Faculty member and students collaborate on free textbookNovember 29, 2016
The typical Anatomy and Physiology textbook at Heartland used to cost more than $300. Now, students get the content free thanks to open educational resources (OER).
Making College More Affordable
OER are gaining traction throughout colleges and universities nationwide. These online educational materials and textbooks are free and openly licensed.
Their purpose is for everyone to share, contribute, use and reuse knowledge. Similar to traditional textbooks, most OER are written by faculty, reviewed by peers and published online. The difference is the use of Creative Commons (CC) licenses, which typically allow textbook content to be downloaded, edited and expanded upon as long as the author is given credit.
Overall, OER are a way to help make college more affordable. When the cost of college textbooks began exceeding the financial reach of many of her students, business faculty member Nancy Evans felt textbooks were becoming a barrier to education. So, she set out to “find a better way” by reworking an out-of-date OER to replace the book she used for twenty years. While publishers tend to target their products to professors, Evans wanted to focus on the end user: students.
Time for a Change
“Five years ago I started asking students what they wanted in the ideal textbook,” said Evans. “Topping a long list of changes, students said they wanted chapters broken down into relatively short and distinct sections, the elimination of unnecessary information or ‘fluff’, and the inclusion of section takeaways.”
She noted that students will often approach a chapter by beginning with the summary, believing they are being efficient with their reading. “If they did ok on the quiz, it’s reinforcement not to read the entire chapter. Unfortunately, that approach does not lead to deep understanding or lasting learning.”
Based on student survey feedback, Evans asked students to highlight which information they felt was critical, supportive, unimportant and distracting. After scanning the results she immediately discovered patterns and realized what publishers found to be important was actually perceived as fluff, distracting and confusing to readers.
Armed with a mass of information, Evans and a small team began work to recreate an outdated free text. Several changes were made, including:
- increased use of color and whitespace
- interactive additions such as links to videos, articles and websites
- chapter glossaries
- new and original graphics, including cartoons
- use of a slightly different business writing style
“I took what I knew about learning, teaching and what is important to students to create a textbook that hopefully, students would want to read.”
Evans completed the test copy during her sabbatical in spring 2016 and piloted the text during the fall 2016 semester in Heartland Business 110 classes.
The results from her work are encouraging. All students responding to a mid-term textbook survey were reading the book and cited several popular features including cost, relevant content and ease of reading.
“The survey results also showed that many students read the textbook on breaks at work, just before class or when they have a few minutes to spare,” added Evans. “While students reported they could read an entire chapter in about an hour, most chapter sections could be read in 15 to 25 minutes.”
Results not only showed improved efficiency in reading, but also how students prefer to get their content, with most choosing digital over print. It’s an interesting result because in previous textbook surveys, Heartland students indicated they preferred hard copies.
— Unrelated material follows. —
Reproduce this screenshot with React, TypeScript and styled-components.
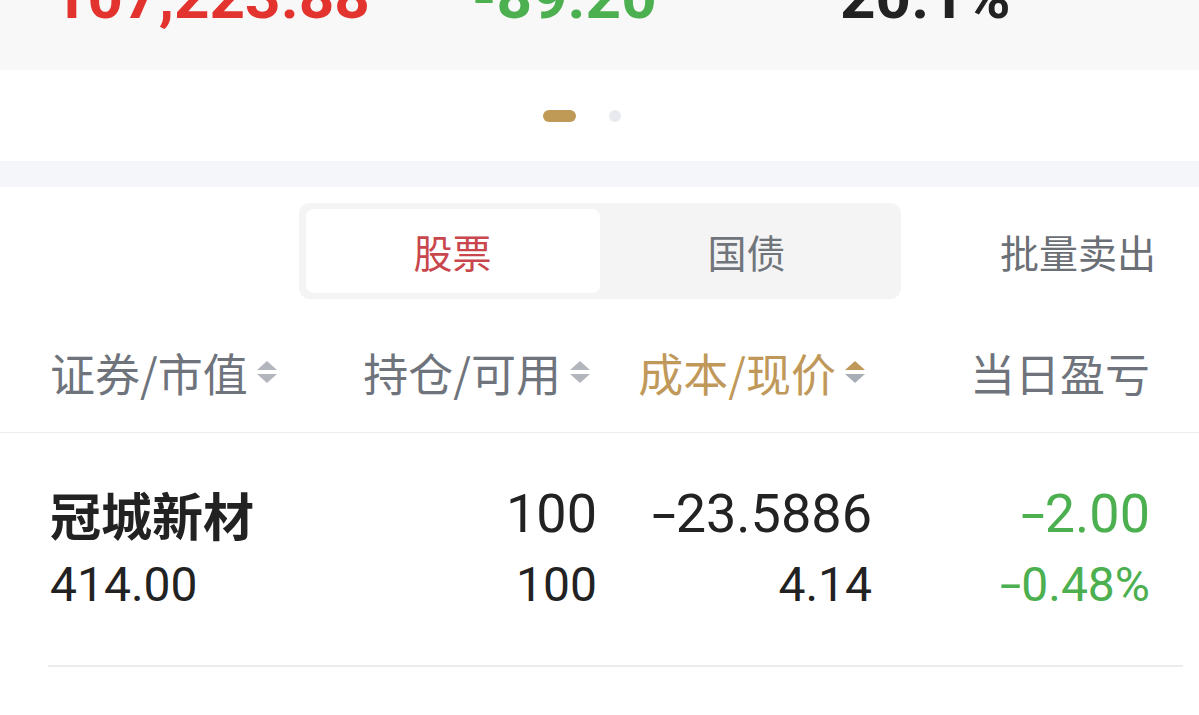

According to Evans, OER are good for digital consumers. “Students can download them to multiple devices. When a publisher produces a digital version, it might be less expensive than the print version but it can be very restrictive with limited printing. Plus, students typically have to access the book through a portal which often does not allow downloads and requires an internet connection. Open source textbooks are much more flexible.”
Benefits Outweigh Challenges
The road to creating an OER hasn’t necessarily been easy. Evans notes that when there are high quality options available, it takes little additional faculty time to switch to OER textbooks. This is often the case for general education courses, but options for business classes might require a bit of effort.
“Currently in the business discipline there are several textbooks that require modification,” Evans commented. “You have to be in it to help students because there’s no money to be made with some of the CC licenses.” (Evans book uses a non-commercial restriction within the license, which prevents it from being sold.) She also noted that licenses to use graphics and artwork can be challenging and expensive.
However, the benefits far outweigh the challenges and Evans plans to continue advocating for the use of OER. At Heartland, 32 faculty are scheduled to teach 2,043 students using OER in spring 2017. This amounts to 89 classes making use of free textbooks and course materials. She also spoke at Jefferson College in Missouri and plans to host their faculty for a collaborative OER mini-conference in February. In the near future, Evans plans to start a personal finance text and make her introductory business OER available online.
Through it all, she hopes to keep students engaged and involved. Students in some classes are currently creating a 15,000 question test bank that will be used to create practice quizzes for next semester’s students. Other classes are completing detailed edit forms for every chapter.
Students continue to inform her about what needs to be improved. “This book would never have come about without the hard work contributed by the students in each of my classes over the past five years,” said Evans.